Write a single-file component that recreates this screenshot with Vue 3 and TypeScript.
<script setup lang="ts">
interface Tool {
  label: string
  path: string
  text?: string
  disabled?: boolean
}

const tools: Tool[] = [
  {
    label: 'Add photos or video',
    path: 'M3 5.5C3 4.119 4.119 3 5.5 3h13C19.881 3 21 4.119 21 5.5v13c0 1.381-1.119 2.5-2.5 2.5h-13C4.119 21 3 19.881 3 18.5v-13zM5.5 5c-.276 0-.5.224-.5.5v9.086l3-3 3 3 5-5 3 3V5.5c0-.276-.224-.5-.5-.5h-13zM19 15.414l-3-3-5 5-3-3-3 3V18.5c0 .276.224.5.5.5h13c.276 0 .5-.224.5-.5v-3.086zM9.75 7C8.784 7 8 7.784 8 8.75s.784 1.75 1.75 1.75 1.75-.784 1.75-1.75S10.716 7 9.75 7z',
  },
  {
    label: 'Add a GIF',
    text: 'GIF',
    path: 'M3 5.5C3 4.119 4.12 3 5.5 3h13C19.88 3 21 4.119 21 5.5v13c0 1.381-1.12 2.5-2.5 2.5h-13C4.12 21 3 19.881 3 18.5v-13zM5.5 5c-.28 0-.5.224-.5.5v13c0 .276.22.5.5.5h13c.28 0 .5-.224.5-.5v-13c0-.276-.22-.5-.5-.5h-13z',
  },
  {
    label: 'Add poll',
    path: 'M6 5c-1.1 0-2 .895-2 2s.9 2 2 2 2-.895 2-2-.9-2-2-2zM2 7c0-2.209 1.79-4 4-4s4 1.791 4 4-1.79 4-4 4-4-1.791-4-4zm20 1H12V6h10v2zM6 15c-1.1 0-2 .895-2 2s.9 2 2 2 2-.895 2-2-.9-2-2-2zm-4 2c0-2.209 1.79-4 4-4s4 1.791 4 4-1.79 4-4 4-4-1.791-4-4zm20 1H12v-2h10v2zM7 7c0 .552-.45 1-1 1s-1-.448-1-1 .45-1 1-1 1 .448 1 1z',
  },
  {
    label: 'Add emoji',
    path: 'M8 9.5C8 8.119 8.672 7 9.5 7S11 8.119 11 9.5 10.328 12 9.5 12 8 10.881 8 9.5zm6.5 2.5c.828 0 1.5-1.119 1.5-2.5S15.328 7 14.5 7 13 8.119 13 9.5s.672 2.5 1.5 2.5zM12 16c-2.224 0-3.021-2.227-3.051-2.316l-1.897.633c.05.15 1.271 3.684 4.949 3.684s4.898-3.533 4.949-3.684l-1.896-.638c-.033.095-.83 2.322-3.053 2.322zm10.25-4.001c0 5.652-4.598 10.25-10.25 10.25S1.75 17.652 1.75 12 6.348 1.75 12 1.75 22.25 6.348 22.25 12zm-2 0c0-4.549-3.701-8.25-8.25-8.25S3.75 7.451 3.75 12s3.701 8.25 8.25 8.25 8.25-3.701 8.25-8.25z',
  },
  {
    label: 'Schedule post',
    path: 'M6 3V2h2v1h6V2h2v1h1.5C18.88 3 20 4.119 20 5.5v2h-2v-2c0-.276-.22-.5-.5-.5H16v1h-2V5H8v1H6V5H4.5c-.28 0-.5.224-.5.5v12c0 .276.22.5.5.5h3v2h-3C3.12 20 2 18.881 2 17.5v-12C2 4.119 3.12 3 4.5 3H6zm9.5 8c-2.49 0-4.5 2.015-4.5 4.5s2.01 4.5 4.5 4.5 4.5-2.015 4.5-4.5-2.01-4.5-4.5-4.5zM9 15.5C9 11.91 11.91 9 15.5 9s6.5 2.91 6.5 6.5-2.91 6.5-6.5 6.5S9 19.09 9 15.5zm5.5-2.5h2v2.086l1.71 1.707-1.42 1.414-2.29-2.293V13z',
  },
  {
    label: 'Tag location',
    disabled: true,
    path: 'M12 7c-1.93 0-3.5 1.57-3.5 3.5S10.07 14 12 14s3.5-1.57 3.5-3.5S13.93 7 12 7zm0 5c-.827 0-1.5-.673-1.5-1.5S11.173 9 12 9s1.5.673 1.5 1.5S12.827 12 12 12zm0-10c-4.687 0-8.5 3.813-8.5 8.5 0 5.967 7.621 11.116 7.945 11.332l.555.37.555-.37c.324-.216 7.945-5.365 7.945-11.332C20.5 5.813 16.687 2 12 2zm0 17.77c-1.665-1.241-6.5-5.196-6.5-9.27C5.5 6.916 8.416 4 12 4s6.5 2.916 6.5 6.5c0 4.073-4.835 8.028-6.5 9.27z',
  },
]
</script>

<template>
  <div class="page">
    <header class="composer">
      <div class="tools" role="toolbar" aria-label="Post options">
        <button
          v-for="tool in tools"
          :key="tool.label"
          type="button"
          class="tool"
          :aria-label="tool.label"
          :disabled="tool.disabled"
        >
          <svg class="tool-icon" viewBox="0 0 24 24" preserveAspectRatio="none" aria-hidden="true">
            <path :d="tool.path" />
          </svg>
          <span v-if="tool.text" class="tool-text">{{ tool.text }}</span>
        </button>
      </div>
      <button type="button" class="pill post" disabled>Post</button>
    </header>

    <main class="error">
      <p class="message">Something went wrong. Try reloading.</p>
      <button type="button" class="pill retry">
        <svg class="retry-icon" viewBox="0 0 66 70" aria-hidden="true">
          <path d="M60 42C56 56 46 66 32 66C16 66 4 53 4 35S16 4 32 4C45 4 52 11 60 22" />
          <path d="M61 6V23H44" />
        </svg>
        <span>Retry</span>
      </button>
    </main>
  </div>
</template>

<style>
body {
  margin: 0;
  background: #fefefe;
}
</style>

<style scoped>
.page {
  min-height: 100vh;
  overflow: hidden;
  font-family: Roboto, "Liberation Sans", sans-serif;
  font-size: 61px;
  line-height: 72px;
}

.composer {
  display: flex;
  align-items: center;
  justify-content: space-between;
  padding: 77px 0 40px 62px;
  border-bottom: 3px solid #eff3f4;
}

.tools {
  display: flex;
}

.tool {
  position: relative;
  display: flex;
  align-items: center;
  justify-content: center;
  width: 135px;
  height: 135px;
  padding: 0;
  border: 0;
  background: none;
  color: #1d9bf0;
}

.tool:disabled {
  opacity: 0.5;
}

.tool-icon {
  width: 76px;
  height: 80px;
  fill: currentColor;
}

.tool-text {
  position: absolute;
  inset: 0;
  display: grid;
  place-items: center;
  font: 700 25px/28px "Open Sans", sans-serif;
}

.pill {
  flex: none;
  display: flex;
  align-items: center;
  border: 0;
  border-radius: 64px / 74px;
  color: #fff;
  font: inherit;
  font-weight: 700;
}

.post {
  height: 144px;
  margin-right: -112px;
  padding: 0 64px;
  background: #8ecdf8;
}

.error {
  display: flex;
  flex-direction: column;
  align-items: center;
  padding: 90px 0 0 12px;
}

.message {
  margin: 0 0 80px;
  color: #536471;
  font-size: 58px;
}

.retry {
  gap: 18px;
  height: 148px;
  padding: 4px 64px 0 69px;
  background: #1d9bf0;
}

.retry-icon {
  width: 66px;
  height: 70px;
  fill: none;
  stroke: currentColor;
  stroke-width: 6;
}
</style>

________________________

* Problem requirements
Type the material above out again, exactly.

* Answer to this problem
Write a single-file component that recreates this screenshot with Vue 3 and TypeScript.
<script setup lang="ts">
interface Tool {
  label: string
  path: string
  text?: string
  disabled?: boolean
}

const tools: Tool[] = [
  {
    label: 'Add photos or video',
    path: 'M3 5.5C3 4.119 4.119 3 5.5 3h13C19.881 3 21 4.119 21 5.5v13c0 1.381-1.119 2.5-2.5 2.5h-13C4.119 21 3 19.881 3 18.5v-13zM5.5 5c-.276 0-.5.224-.5.5v9.086l3-3 3 3 5-5 3 3V5.5c0-.276-.224-.5-.5-.5h-13zM19 15.414l-3-3-5 5-3-3-3 3V18.5c0 .276.224.5.5.5h13c.276 0 .5-.224.5-.5v-3.086zM9.75 7C8.784 7 8 7.784 8 8.75s.784 1.75 1.75 1.75 1.75-.784 1.75-1.75S10.716 7 9.75 7z',
  },
  {
    label: 'Add a GIF',
    text: 'GIF',
    path: 'M3 5.5C3 4.119 4.12 3 5.5 3h13C19.88 3 21 4.119 21 5.5v13c0 1.381-1.12 2.5-2.5 2.5h-13C4.12 21 3 19.881 3 18.5v-13zM5.5 5c-.28 0-.5.224-.5.5v13c0 .276.22.5.5.5h13c.28 0 .5-.224.5-.5v-13c0-.276-.22-.5-.5-.5h-13z',
  },
  {
    label: 'Add poll',
    path: 'M6 5c-1.1 0-2 .895-2 2s.9 2 2 2 2-.895 2-2-.9-2-2-2zM2 7c0-2.209 1.79-4 4-4s4 1.791 4 4-1.79 4-4 4-4-1.791-4-4zm20 1H12V6h10v2zM6 15c-1.1 0-2 .895-2 2s.9 2 2 2 2-.895 2-2-.9-2-2-2zm-4 2c0-2.209 1.79-4 4-4s4 1.791 4 4-1.79 4-4 4-4-1.791-4-4zm20 1H12v-2h10v2zM7 7c0 .552-.45 1-1 1s-1-.448-1-1 .45-1 1-1 1 .448 1 1z',
  },
  {
    label: 'Add emoji',
    path: 'M8 9.5C8 8.119 8.672 7 9.5 7S11 8.119 11 9.5 10.328 12 9.5 12 8 10.881 8 9.5zm6.5 2.5c.828 0 1.5-1.119 1.5-2.5S15.328 7 14.5 7 13 8.119 13 9.5s.672 2.5 1.5 2.5zM12 16c-2.224 0-3.021-2.227-3.051-2.316l-1.897.633c.05.15 1.271 3.684 4.949 3.684s4.898-3.533 4.949-3.684l-1.896-.638c-.033.095-.83 2.322-3.053 2.322zm10.25-4.001c0 5.652-4.598 10.25-10.25 10.25S1.75 17.652 1.75 12 6.348 1.75 12 1.75 22.25 6.348 22.25 12zm-2 0c0-4.549-3.701-8.25-8.25-8.25S3.75 7.451 3.75 12s3.701 8.25 8.25 8.25 8.25-3.701 8.25-8.25z',
  },
  {
    label: 'Schedule post',
    path: 'M6 3V2h2v1h6V2h2v1h1.5C18.88 3 20 4.119 20 5.5v2h-2v-2c0-.276-.22-.5-.5-.5H16v1h-2V5H8v1H6V5H4.5c-.28 0-.5.224-.5.5v12c0 .276.22.5.5.5h3v2h-3C3.12 20 2 18.881 2 17.5v-12C2 4.119 3.12 3 4.5 3H6zm9.5 8c-2.49 0-4.5 2.015-4.5 4.5s2.01 4.5 4.5 4.5 4.5-2.015 4.5-4.5-2.01-4.5-4.5-4.5zM9 15.5C9 11.91 11.91 9 15.5 9s6.5 2.91 6.5 6.5-2.91 6.5-6.5 6.5S9 19.09 9 15.5zm5.5-2.5h2v2.086l1.71 1.707-1.42 1.414-2.29-2.293V13z',
  },
  {
    label: 'Tag location',
    disabled: true,
    path: 'M12 7c-1.93 0-3.5 1.57-3.5 3.5S10.07 14 12 14s3.5-1.57 3.5-3.5S13.93 7 12 7zm0 5c-.827 0-1.5-.673-1.5-1.5S11.173 9 12 9s1.5.673 1.5 1.5S12.827 12 12 12zm0-10c-4.687 0-8.5 3.813-8.5 8.5 0 5.967 7.621 11.116 7.945 11.332l.555.37.555-.37c.324-.216 7.945-5.365 7.945-11.332C20.5 5.813 16.687 2 12 2zm0 17.77c-1.665-1.241-6.5-5.196-6.5-9.27C5.5 6.916 8.416 4 12 4s6.5 2.916 6.5 6.5c0 4.073-4.835 8.028-6.5 9.27z',
  },
]
</script>

<template>
  <div class="page">
    <header class="composer">
      <div class="tools" role="toolbar" aria-label="Post options">
        <button
          v-for="tool in tools"
          :key="tool.label"
          type="button"
          class="tool"
          :aria-label="tool.label"
          :disabled="tool.disabled"
        >
          <svg class="tool-icon" viewBox="0 0 24 24" preserveAspectRatio="none" aria-hidden="true">
            <path :d="tool.path" />
          </svg>
          <span v-if="tool.text" class="tool-text">{{ tool.text }}</span>
        </button>
      </div>
      <button type="button" class="pill post" disabled>Post</button>
    </header>

    <main class="error">
      <p class="message">Something went wrong. Try reloading.</p>
      <button type="button" class="pill retry">
        <svg class="retry-icon" viewBox="0 0 66 70" aria-hidden="true">
          <path d="M60 42C56 56 46 66 32 66C16 66 4 53 4 35S16 4 32 4C45 4 52 11 60 22" />
          <path d="M61 6V23H44" />
        </svg>
        <span>Retry</span>
      </button>
    </main>
  </div>
</template>

<style>
body {
  margin: 0;
  background: #fefefe;
}
</style>

<style scoped>
.page {
  min-height: 100vh;
  overflow: hidden;
  font-family: Roboto, "Liberation Sans", sans-serif;
  font-size: 61px;
  line-height: 72px;
}

.composer {
  display: flex;
  align-items: center;
  justify-content: space-between;
  padding: 77px 0 40px 62px;
  border-bottom: 3px solid #eff3f4;
}

.tools {
  display: flex;
}

.tool {
  position: relative;
  display: flex;
  align-items: center;
  justify-content: center;
  width: 135px;
  height: 135px;
  padding: 0;
  border: 0;
  background: none;
  color: #1d9bf0;
}

.tool:disabled {
  opacity: 0.5;
}

.tool-icon {
  width: 76px;
  height: 80px;
  fill: currentColor;
}

.tool-text {
  position: absolute;
  inset: 0;
  display: grid;
  place-items: center;
  font: 700 25px/28px "Open Sans", sans-serif;
}

.pill {
  flex: none;
  display: flex;
  align-items: center;
  border: 0;
  border-radius: 64px / 74px;
  color: #fff;
  font: inherit;
  font-weight: 700;
}

.post {
  height: 144px;
  margin-right: -112px;
  padding: 0 64px;
  background: #8ecdf8;
}

.error {
  display: flex;
  flex-direction: column;
  align-items: center;
  padding: 90px 0 0 12px;
}

.message {
  margin: 0 0 80px;
  color: #536471;
  font-size: 58px;
}

.retry {
  gap: 18px;
  height: 148px;
  padding: 4px 64px 0 69px;
  background: #1d9bf0;
}

.retry-icon {
  width: 66px;
  height: 70px;
  fill: none;
  stroke: currentColor;
  stroke-width: 6;
}
</style>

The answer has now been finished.